Context: I am in the process of migrating my MR jobs on HBase from CDH 2.0.0-cdh4.5.0 (Hadoop1) to HDP 2.2.0.0-2041 (YARN).
After minor changes the code was compiled against HDP 2.2.0.0-2041.
Problem: I am trying to run a oozie workflow that executes a series of MR jobs after creating a scan on HBase. The scan is
created programatically and then serialised-deserialised before handing it to the mapper to fetch batches from HBase.
Issue: When TableInputFormat internally tries to deserialise the scan string, it throws an error indicating that under
the hood google protobuf was not able to deserialise the string. The stack trace looks
as follows.
Exception in thread “main” java.io.IOException: com.google.protobuf.InvalidProtocolBufferException: Protocol message end-group
tag did not match expected tag.
at com.flipkart.yarn.test.TestScanSerialiseDeserialise.convertStringToScan(TestScanSerialiseDeserialise.java:37)
at com.flipkart.yarn.test.TestScanSerialiseDeserialise.main(TestScanSerialiseDeserialise.java:25)
Caused by: com.google.protobuf.InvalidProtocolBufferException: Protocol message end-group tag did not match expected tag.
at com.google.protobuf.InvalidProtocolBufferException.invalidEndTag(InvalidProtocolBufferException.java:94)
at com.google.protobuf.CodedInputStream.checkLastTagWas(CodedInputStream.java:124)
at com.google.protobuf.CodedInputStream.readGroup(CodedInputStream.java:241)
at com.google.protobuf.UnknownFieldSet$Builder.mergeFieldFrom(UnknownFieldSet.java:488)
at com.google.protobuf.GeneratedMessage.parseUnknownField(GeneratedMessage.java:193)
at org.apache.hadoop.hbase.protobuf.generated.ClientProtos$Scan.<init>(ClientProtos.java:13718)
at org.apache.hadoop.hbase.protobuf.generated.ClientProtos$Scan.<init>(ClientProtos.java:13676)
at org.apache.hadoop.hbase.protobuf.generated.ClientProtos$Scan$1.parsePartialFrom(ClientProtos.java:13868)
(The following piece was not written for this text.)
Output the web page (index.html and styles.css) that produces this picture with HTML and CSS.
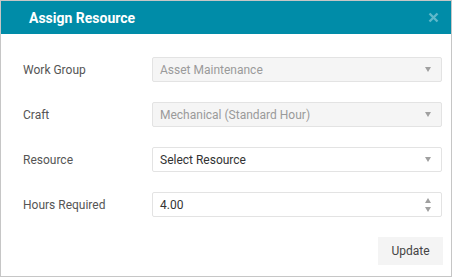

at org.apache.hadoop.hbase.protobuf.generated.ClientProtos$Scan$1.parsePartialFrom(ClientProtos.java:13863)
at com.google.protobuf.AbstractParser.parsePartialFrom(AbstractParser.java:141)
at com.google.protobuf.AbstractParser.parseFrom(AbstractParser.java:176)
at com.google.protobuf.AbstractParser.parseFrom(AbstractParser.java:188)
at com.google.protobuf.AbstractParser.parseFrom(AbstractParser.java:193)
at com.google.protobuf.AbstractParser.parseFrom(AbstractParser.java:49)
at org.apache.hadoop.hbase.protobuf.generated.ClientProtos$Scan.parseFrom(ClientProtos.java:14555)
at com.flipkart.yarn.test.TestScanSerialiseDeserialise.convertStringToScan(TestScanSerialiseDeserialise.java:35)
… 1 more
Reproducable: I am able to reproduce this in the sample code I have attached https://drive.google.com/file/d/0B5-H2DFQJJZeNWllejlVSjRMbDA/view?usp=sharing
Possible causes: I am suspecting that I missed supplying some dependency or there is some dependency mismatch in
underlying jars.
Appreciate any help in solving this?